##### PROVIDED RECORDS #####

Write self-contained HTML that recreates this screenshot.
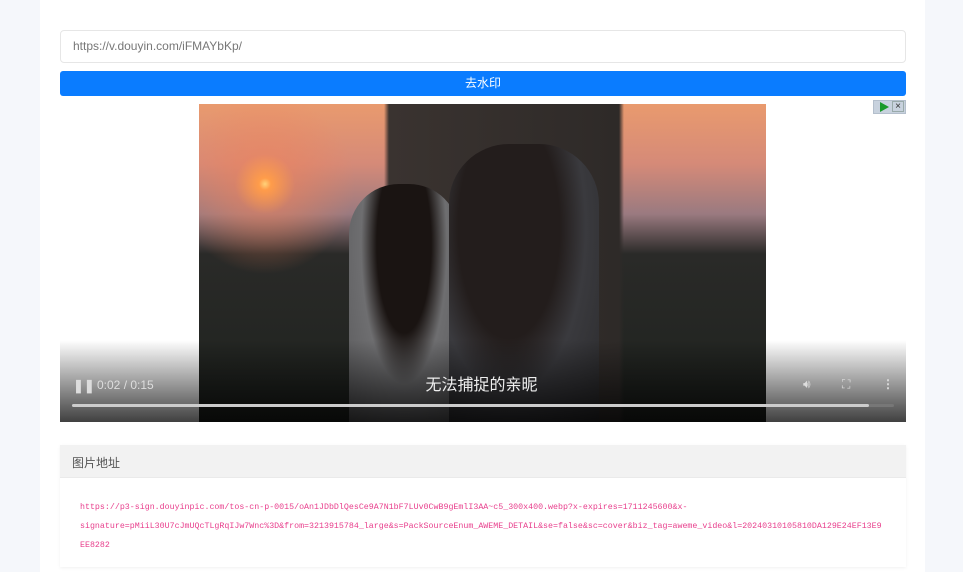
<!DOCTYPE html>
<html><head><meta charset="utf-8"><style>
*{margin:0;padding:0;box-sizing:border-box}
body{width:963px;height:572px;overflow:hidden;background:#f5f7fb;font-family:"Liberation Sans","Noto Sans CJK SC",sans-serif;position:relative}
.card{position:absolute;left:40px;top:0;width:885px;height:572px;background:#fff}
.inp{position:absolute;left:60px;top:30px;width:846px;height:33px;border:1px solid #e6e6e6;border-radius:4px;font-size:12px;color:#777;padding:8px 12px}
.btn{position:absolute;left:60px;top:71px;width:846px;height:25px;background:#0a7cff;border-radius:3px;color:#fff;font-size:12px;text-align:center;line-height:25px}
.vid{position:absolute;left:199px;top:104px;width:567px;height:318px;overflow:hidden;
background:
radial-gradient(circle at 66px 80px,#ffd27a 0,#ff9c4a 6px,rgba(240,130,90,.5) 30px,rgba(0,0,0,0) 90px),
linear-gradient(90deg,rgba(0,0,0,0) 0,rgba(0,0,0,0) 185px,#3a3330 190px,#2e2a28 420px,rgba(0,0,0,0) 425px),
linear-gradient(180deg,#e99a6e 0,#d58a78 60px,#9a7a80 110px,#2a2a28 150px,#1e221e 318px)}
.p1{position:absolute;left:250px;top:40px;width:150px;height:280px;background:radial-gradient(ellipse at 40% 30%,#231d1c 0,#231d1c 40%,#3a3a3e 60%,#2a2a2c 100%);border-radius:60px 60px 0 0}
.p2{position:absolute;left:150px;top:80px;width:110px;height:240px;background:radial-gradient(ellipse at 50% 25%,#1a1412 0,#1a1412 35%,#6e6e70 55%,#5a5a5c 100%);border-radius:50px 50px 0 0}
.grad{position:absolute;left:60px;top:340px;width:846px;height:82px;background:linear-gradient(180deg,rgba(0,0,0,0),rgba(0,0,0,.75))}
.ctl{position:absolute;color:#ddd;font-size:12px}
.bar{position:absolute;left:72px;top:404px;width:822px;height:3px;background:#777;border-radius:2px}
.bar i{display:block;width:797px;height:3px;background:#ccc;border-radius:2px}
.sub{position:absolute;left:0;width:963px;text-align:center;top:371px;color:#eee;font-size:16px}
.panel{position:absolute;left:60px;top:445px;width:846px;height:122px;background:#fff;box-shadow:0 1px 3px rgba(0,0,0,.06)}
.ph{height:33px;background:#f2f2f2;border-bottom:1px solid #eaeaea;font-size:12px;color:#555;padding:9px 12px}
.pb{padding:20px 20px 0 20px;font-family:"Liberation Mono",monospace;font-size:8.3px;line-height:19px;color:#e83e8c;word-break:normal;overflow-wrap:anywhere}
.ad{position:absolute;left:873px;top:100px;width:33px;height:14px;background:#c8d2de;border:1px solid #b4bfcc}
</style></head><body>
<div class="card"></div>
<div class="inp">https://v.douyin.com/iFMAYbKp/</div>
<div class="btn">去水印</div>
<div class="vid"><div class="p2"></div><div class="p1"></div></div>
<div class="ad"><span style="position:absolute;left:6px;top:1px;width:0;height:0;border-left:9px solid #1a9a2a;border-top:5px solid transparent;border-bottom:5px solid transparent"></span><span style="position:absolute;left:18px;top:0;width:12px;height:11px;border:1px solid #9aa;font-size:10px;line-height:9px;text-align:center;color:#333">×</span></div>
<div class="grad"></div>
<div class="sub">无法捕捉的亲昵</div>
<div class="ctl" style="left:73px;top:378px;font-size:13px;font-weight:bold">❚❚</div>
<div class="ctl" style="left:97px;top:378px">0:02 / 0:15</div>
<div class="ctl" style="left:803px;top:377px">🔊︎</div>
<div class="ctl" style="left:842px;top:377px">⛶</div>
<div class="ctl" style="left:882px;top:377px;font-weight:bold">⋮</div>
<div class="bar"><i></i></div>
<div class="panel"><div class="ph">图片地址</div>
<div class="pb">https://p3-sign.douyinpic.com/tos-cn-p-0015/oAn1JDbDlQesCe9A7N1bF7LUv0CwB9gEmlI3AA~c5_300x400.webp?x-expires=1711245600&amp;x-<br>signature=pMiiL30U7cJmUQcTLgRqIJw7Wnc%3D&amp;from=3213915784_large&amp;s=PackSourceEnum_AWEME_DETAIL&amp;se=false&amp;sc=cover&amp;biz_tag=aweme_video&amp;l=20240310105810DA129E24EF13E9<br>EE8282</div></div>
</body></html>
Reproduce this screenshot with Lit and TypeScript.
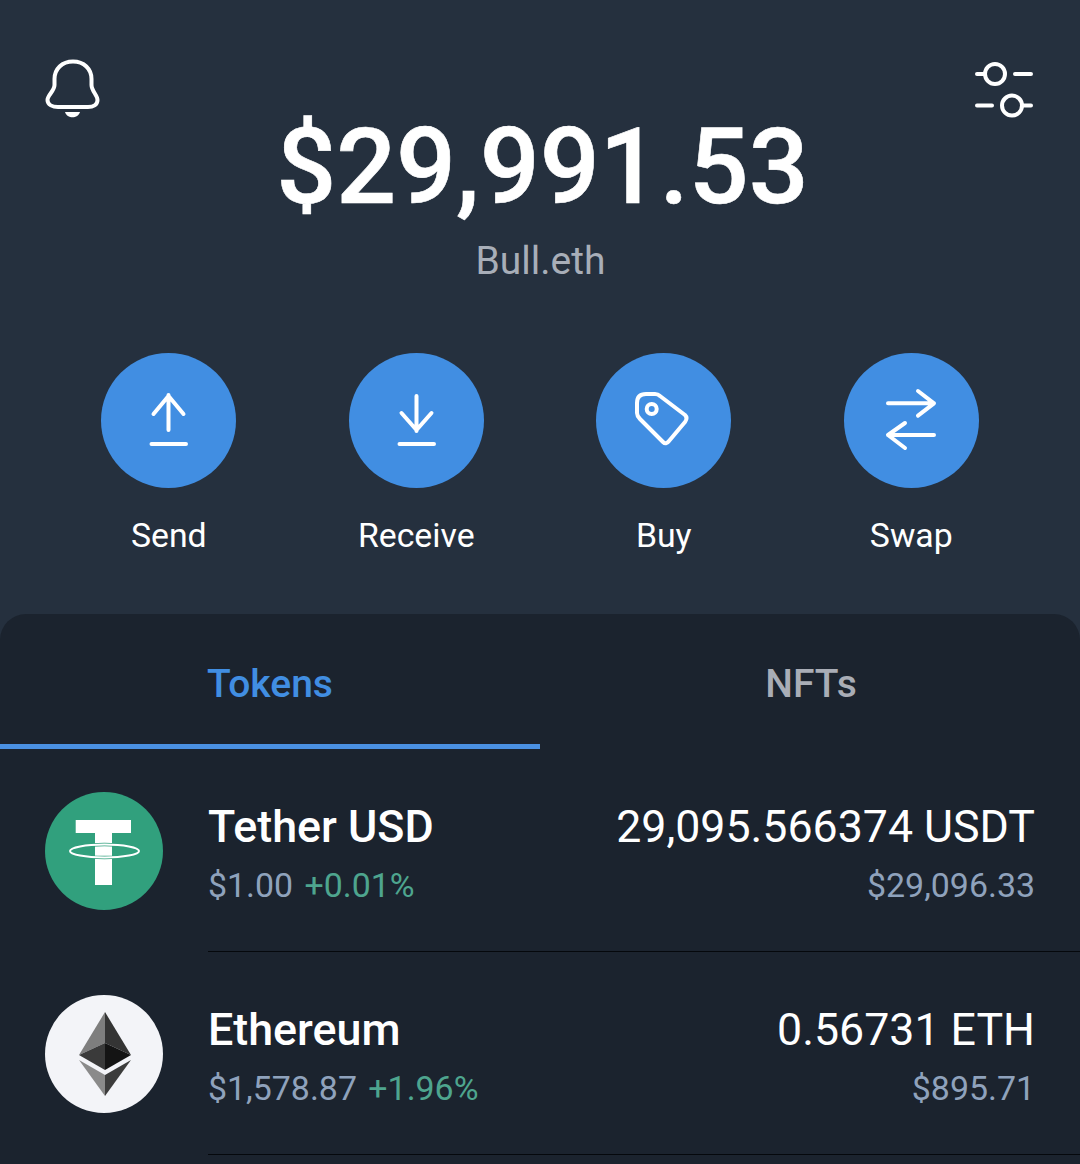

#####

WHAT TO PRODUCE: Keep the pictures out and write out the records exactly.

TASK SOLUTION:
Write self-contained HTML that recreates this screenshot.
<!DOCTYPE html>
<html><head><meta charset="utf-8"><style>
*{margin:0;padding:0;box-sizing:border-box}
body{width:963px;height:572px;overflow:hidden;background:#f5f7fb;font-family:"Liberation Sans","Noto Sans CJK SC",sans-serif;position:relative}
.card{position:absolute;left:40px;top:0;width:885px;height:572px;background:#fff}
.inp{position:absolute;left:60px;top:30px;width:846px;height:33px;border:1px solid #e6e6e6;border-radius:4px;font-size:12px;color:#777;padding:8px 12px}
.btn{position:absolute;left:60px;top:71px;width:846px;height:25px;background:#0a7cff;border-radius:3px;color:#fff;font-size:12px;text-align:center;line-height:25px}
.vid{position:absolute;left:199px;top:104px;width:567px;height:318px;overflow:hidden;
background:
radial-gradient(circle at 66px 80px,#ffd27a 0,#ff9c4a 6px,rgba(240,130,90,.5) 30px,rgba(0,0,0,0) 90px),
linear-gradient(90deg,rgba(0,0,0,0) 0,rgba(0,0,0,0) 185px,#3a3330 190px,#2e2a28 420px,rgba(0,0,0,0) 425px),
linear-gradient(180deg,#e99a6e 0,#d58a78 60px,#9a7a80 110px,#2a2a28 150px,#1e221e 318px)}
.p1{position:absolute;left:250px;top:40px;width:150px;height:280px;background:radial-gradient(ellipse at 40% 30%,#231d1c 0,#231d1c 40%,#3a3a3e 60%,#2a2a2c 100%);border-radius:60px 60px 0 0}
.p2{position:absolute;left:150px;top:80px;width:110px;height:240px;background:radial-gradient(ellipse at 50% 25%,#1a1412 0,#1a1412 35%,#6e6e70 55%,#5a5a5c 100%);border-radius:50px 50px 0 0}
.grad{position:absolute;left:60px;top:340px;width:846px;height:82px;background:linear-gradient(180deg,rgba(0,0,0,0),rgba(0,0,0,.75))}
.ctl{position:absolute;color:#ddd;font-size:12px}
.bar{position:absolute;left:72px;top:404px;width:822px;height:3px;background:#777;border-radius:2px}
.bar i{display:block;width:797px;height:3px;background:#ccc;border-radius:2px}
.sub{position:absolute;left:0;width:963px;text-align:center;top:371px;color:#eee;font-size:16px}
.panel{position:absolute;left:60px;top:445px;width:846px;height:122px;background:#fff;box-shadow:0 1px 3px rgba(0,0,0,.06)}
.ph{height:33px;background:#f2f2f2;border-bottom:1px solid #eaeaea;font-size:12px;color:#555;padding:9px 12px}
.pb{padding:20px 20px 0 20px;font-family:"Liberation Mono",monospace;font-size:8.3px;line-height:19px;color:#e83e8c;word-break:normal;overflow-wrap:anywhere}
.ad{position:absolute;left:873px;top:100px;width:33px;height:14px;background:#c8d2de;border:1px solid #b4bfcc}
</style></head><body>
<div class="card"></div>
<div class="inp">https://v.douyin.com/iFMAYbKp/</div>
<div class="btn">去水印</div>
<div class="vid"><div class="p2"></div><div class="p1"></div></div>
<div class="ad"><span style="position:absolute;left:6px;top:1px;width:0;height:0;border-left:9px solid #1a9a2a;border-top:5px solid transparent;border-bottom:5px solid transparent"></span><span style="position:absolute;left:18px;top:0;width:12px;height:11px;border:1px solid #9aa;font-size:10px;line-height:9px;text-align:center;color:#333">×</span></div>
<div class="grad"></div>
<div class="sub">无法捕捉的亲昵</div>
<div class="ctl" style="left:73px;top:378px;font-size:13px;font-weight:bold">❚❚</div>
<div class="ctl" style="left:97px;top:378px">0:02 / 0:15</div>
<div class="ctl" style="left:803px;top:377px">🔊︎</div>
<div class="ctl" style="left:842px;top:377px">⛶</div>
<div class="ctl" style="left:882px;top:377px;font-weight:bold">⋮</div>
<div class="bar"><i></i></div>
<div class="panel"><div class="ph">图片地址</div>
<div class="pb">https://p3-sign.douyinpic.com/tos-cn-p-0015/oAn1JDbDlQesCe9A7N1bF7LUv0CwB9gEmlI3AA~c5_300x400.webp?x-expires=1711245600&amp;x-<br>signature=pMiiL30U7cJmUQcTLgRqIJw7Wnc%3D&amp;from=3213915784_large&amp;s=PackSourceEnum_AWEME_DETAIL&amp;se=false&amp;sc=cover&amp;biz_tag=aweme_video&amp;l=20240310105810DA129E24EF13E9<br>EE8282</div></div>
</body></html>
Reproduce this screenshot with Lit and TypeScript.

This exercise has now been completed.